Our hands-on history boxes are programs designed to immerse students in one particular period of Virginia history. The boxes include replicas of artifacts, manuscripts, and images for students to touch and examine up close. 

We offer history box programs at the museum or in your classroom, space and staff permitting. Programs at the museum are free of charge, but are limited to groups of 30 or less and are subject to availability. The programs we bring to your classroom cost $75 per program and are only available in central Virginia.

Hands-on history boxes

Fill our our online form to request a hands-on history box program.

Pocahontas and her People

Pocahontas and her People

  • By learning about Pocahontas and the roles of men, women, and children in Powhatan communities, students will gain a better understanding of the lives of Virginia’s original inhabitants. Students will investigate animal pelts, pottery shards, stone tools, and other objects to bring the experiences of the Powhatan people to life.
  • All ages
  • 60 minutes

Voices of the Revolution

Voices of the Revolution

  • Using replica artifacts, documents, and images, students will learn about the contributions made by Virginians—male and female, white and black, rich and poor—during the fight for independence. By examining these resources, students will gain insight into the lives of the patriots and loyalists who are often overlooked in textbooks.
  • 3rd grade and up
  • 60 minutes

Westward, Ho!

Westward, Ho!

  • In the 1800s, roughly one million Virginians left our commonwealth for the great unknown of the western territories.

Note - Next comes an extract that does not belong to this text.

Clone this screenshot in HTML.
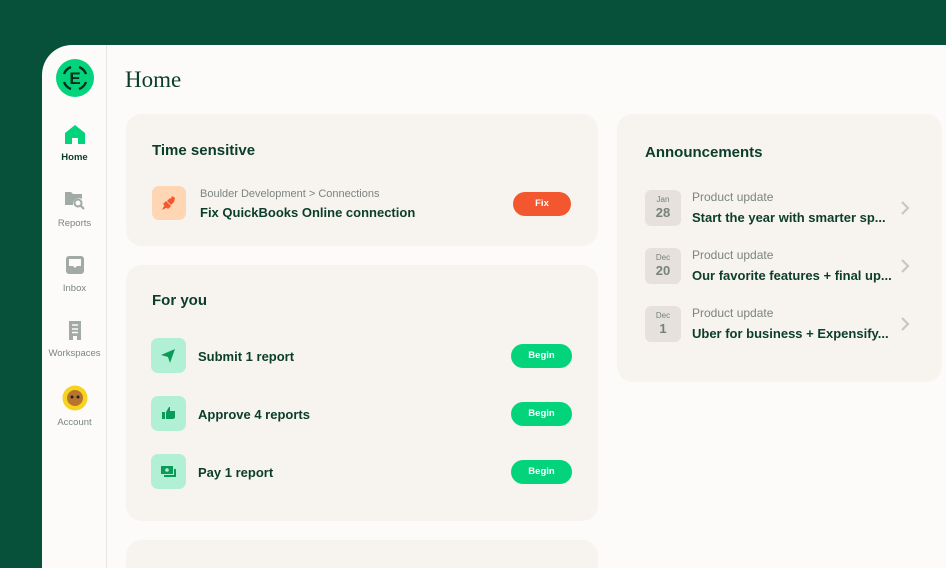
<!DOCTYPE html>
<html><head><meta charset="utf-8"><style>
*{margin:0;padding:0;box-sizing:border-box}
html,body{width:946px;height:568px;overflow:hidden}
body{background:#07503a;font-family:"Liberation Sans",sans-serif;position:relative}
.panel{position:absolute;left:42px;top:45px;width:904px;height:523px;background:#fcfbf9;border-top-left-radius:30px;overflow:hidden}
.side{position:absolute;left:0;top:0;width:65px;height:523px;border-right:1px solid #e8e4df}
.nav{position:absolute;left:0;width:65px;text-align:center;font-size:9.5px;color:#7b8580}
.nav svg{display:block;margin:0 auto 7px}
.card{position:absolute;background:#f7f3ef;border-radius:16px}
h1{position:absolute;left:83px;top:22px;font-family:"Liberation Serif",serif;font-weight:normal;font-style:normal;font-size:23px;color:#0a3d2b}
.t{font-size:15px;font-weight:bold;color:#0a3d2b;position:absolute}
.ic{position:absolute;width:35px;height:35px;border-radius:7px;background:#b1f0d5}
.lbl{position:absolute;font-size:13px;font-weight:bold;color:#0a3d2b}
.btn{position:absolute;width:61px;height:24px;border-radius:12px;background:#03d47c;color:#fff;font-size:9.5px;font-weight:bold;text-align:center;line-height:24px}
.date{position:absolute;left:28px;width:36px;height:36px;border-radius:6px;background:#e6e1dc;text-align:center;color:#76817c}
.date .m{font-size:8px;margin-top:5px}
.date .d{font-size:13px;font-weight:bold;margin-top:1px}
.pu{position:absolute;left:75px;font-size:12px;color:#7b8580}
.at{position:absolute;left:75px;font-size:13px;font-weight:bold;color:#0a3d2b}
.chev{position:absolute;left:283px}
</style></head><body>
<div class="panel">
 <div class="side">
  <svg style="position:absolute;left:14px;top:14px" width="38" height="38" viewBox="0 0 38 38">
   <circle cx="19" cy="19" r="19" fill="#03d47c"/>
   <path d="M8 15 A12 12 0 0 1 15 8 M23 8 A12 12 0 0 1 30 15 M30 23 A12 12 0 0 1 23 30 M15 30 A12 12 0 0 1 8 23" stroke="#062d1f" stroke-width="2.4" fill="none"/>
   <text x="19" y="25" text-anchor="middle" font-family="Liberation Sans" font-weight="bold" font-size="17" fill="#062d1f">E</text>
  </svg>
  <div class="nav" style="top:79px;color:#0a3d2b;font-weight:bold">
   <svg width="22" height="21" viewBox="0 0 22 21"><path d="M11 1 L21 9 V20 H14 V14 H8 V20 H1 V9 Z" fill="#03d47c"/></svg>Home</div>
  <div class="nav" style="top:145px">
   <svg width="22" height="21" viewBox="0 0 22 21"><path d="M1 2 H7 L9 4 H18 V9 A6 6 0 0 0 9 15 H1 Z" fill="#a2aaa6"/><circle cx="14" cy="13" r="3.5" stroke="#a2aaa6" stroke-width="2" fill="none"/><path d="M16.5 15.5 L20 19" stroke="#a2aaa6" stroke-width="2.2"/></svg>Reports</div>
  <div class="nav" style="top:210px">
   <svg width="22" height="21" viewBox="0 0 22 21"><rect x="2" y="1" width="18" height="18" rx="3" fill="#a2aaa6"/><path d="M5 4 H17 V11 H13 L11 13 L9 11 H5 Z" fill="#fcfbf9"/></svg>Inbox</div>
  <div class="nav" style="top:275px">
   <svg width="22" height="21" viewBox="0 0 22 21"><path d="M5 1 H17 V20 H13 V16 H9 V20 H5 Z" fill="#a2aaa6"/><path d="M8 5 H14 M8 9 H14 M8 12.5 H14" stroke="#fcfbf9" stroke-width="1.6"/></svg>Workspaces</div>
  <div class="nav" style="top:340px">
   <svg width="26" height="26" viewBox="0 0 26 26" style="margin-bottom:6px"><circle cx="13" cy="13" r="12.5" fill="#f5d31f"/><circle cx="13" cy="13" r="8" fill="#b8742f"/><circle cx="10" cy="12" r="1.5" fill="#222"/><circle cx="16" cy="12" r="1.5" fill="#222"/></svg>Account</div>
 </div>
 <h1>Home</h1>

 <div class="card" style="left:84px;top:69px;width:472px;height:132px">
  <div class="t" style="left:26px;top:28px">Time sensitive</div>
  <div class="ic" style="left:26px;top:72px;background:#ffd6b3;width:34px;height:34px">
   <svg width="34" height="34" viewBox="0 0 34 34"><path d="M10 24 L13 18 L16 21 Z M14 15 L19 20 L16 23 L11 18 Z M20 10 L23 12 L22 16 L18 15 Z M18 12 L22 16 L19 19 L15 15 Z" fill="#f25730"/></svg></div>
  <div style="position:absolute;left:74px;top:74px;font-size:11px;color:#7b8580">Boulder Development &gt; Connections</div>
  <div class="lbl" style="left:74px;top:91px">Fix QuickBooks Online connection</div>
  <div class="btn" style="left:387px;top:78px;width:58px;background:#f25730">Fix</div>
 </div>

 <div class="card" style="left:84px;top:220px;width:472px;height:256px">
  <div class="t" style="left:26px;top:27px">For you</div>
  <div class="ic" style="left:25px;top:73px"><svg width="35" height="35" viewBox="0 0 35 35"><path d="M10 17 L24 11 L19 25 L17 19 Z" fill="#0a9b58"/></svg></div>
  <div class="lbl" style="left:72px;top:84px">Submit 1 report</div>
  <div class="btn" style="left:385px;top:79px">Begin</div>
  <div class="ic" style="left:25px;top:131px"><svg width="35" height="35" viewBox="0 0 35 35"><path d="M11 16 H14 V23 H11 Z M15 16 L18 11 H19 V15 H24 V22 L22 23 H15 Z" fill="#0a9b58"/></svg></div>
  <div class="lbl" style="left:72px;top:142px">Approve 4 reports</div>
  <div class="btn" style="left:385px;top:137px">Begin</div>
  <div class="ic" style="left:25px;top:189px"><svg width="35" height="35" viewBox="0 0 35 35"><rect x="10" y="12" width="12" height="8" fill="#0a9b58"/><circle cx="16" cy="16" r="1.8" fill="#b1f0d5"/><path d="M24 15 V22 H13" stroke="#0a9b58" stroke-width="2" fill="none"/></svg></div>
  <div class="lbl" style="left:72px;top:200px">Pay 1 report</div>
  <div class="btn" style="left:385px;top:195px">Begin</div>
 </div>

 <div class="card" style="left:84px;top:495px;width:472px;height:28px;border-bottom-left-radius:0;border-bottom-right-radius:0"></div>

 <div class="card" style="left:575px;top:69px;width:325px;height:268px">
  <div class="t" style="left:28px;top:30px">Announcements</div>
  <div style="position:absolute;left:0;top:76px;width:325px">
   <div class="date"><div class="m">Jan</div><div class="d">28</div></div>
   <div class="pu" style="top:0">Product update</div>
   <div class="at" style="top:20px">Start the year with smarter sp...</div>
   <svg class="chev" style="top:10px" width="10" height="16" viewBox="0 0 10 16"><path d="M2 2 L8 8 L2 14" stroke="#c5c9c6" stroke-width="2.2" fill="none"/></svg>
  </div>
  <div style="position:absolute;left:0;top:134px;width:325px">
   <div class="date"><div class="m">Dec</div><div class="d">20</div></div>
   <div class="pu" style="top:0">Product update</div>
   <div class="at" style="top:20px">Our favorite features + final up...</div>
   <svg class="chev" style="top:10px" width="10" height="16" viewBox="0 0 10 16"><path d="M2 2 L8 8 L2 14" stroke="#c5c9c6" stroke-width="2.2" fill="none"/></svg>
  </div>
  <div style="position:absolute;left:0;top:192px;width:325px">
   <div class="date"><div class="m">Dec</div><div class="d">1</div></div>
   <div class="pu" style="top:0">Product update</div>
   <div class="at" style="top:20px">Uber for business + Expensify...</div>
   <svg class="chev" style="top:10px" width="10" height="16" viewBox="0 0 10 16"><path d="M2 2 L8 8 L2 14" stroke="#c5c9c6" stroke-width="2.2" fill="none"/></svg>
  </div>
 </div>
</div>
</body></html>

While looking at objects that might have been found in a pioneer family’s covered wagon, students can discuss the hardships those people faced and the hopes they carried with them.
  • All ages
  • 60 minutes

The Civil War Soldier: A Common Man

The Civil War Soldier

  • Learn about our nation’s deadliest war through the eyes of a young Civil War soldier. By focusing on aspects of camp life—such as clothing, food, and letters from home—students will be able to understand better the roles of Virginians in this national conflict.
  • 4th grade and up
  • 60 minutes

Slavery in Virginia: A Journey toward Emancipation

Slavery in Virginia

  • This program explores the lives of enslaved Virginians between the arrival of the first Africans in 1619 and the creation of the Emancipation Proclamation. In addition to examining replica artifacts, students will study documents, images, and manuscripts to include the perspectives of abolitionists and free black Virginians in a discussion about one of the most challenging aspects of our nation’s history.
  • Recommended group size: 30 students
  • 4th grade and up
  • 60 minutes

History Detectives: Snapshots from the Past

  • Explore a changing Virginia during the turn of the twentieth century by investigating photographs from the era. By unveiling the historical clues hidden in these images, students will learn how new technologies, urbanism, and social changes shaped the growth of Virginia during this exciting time.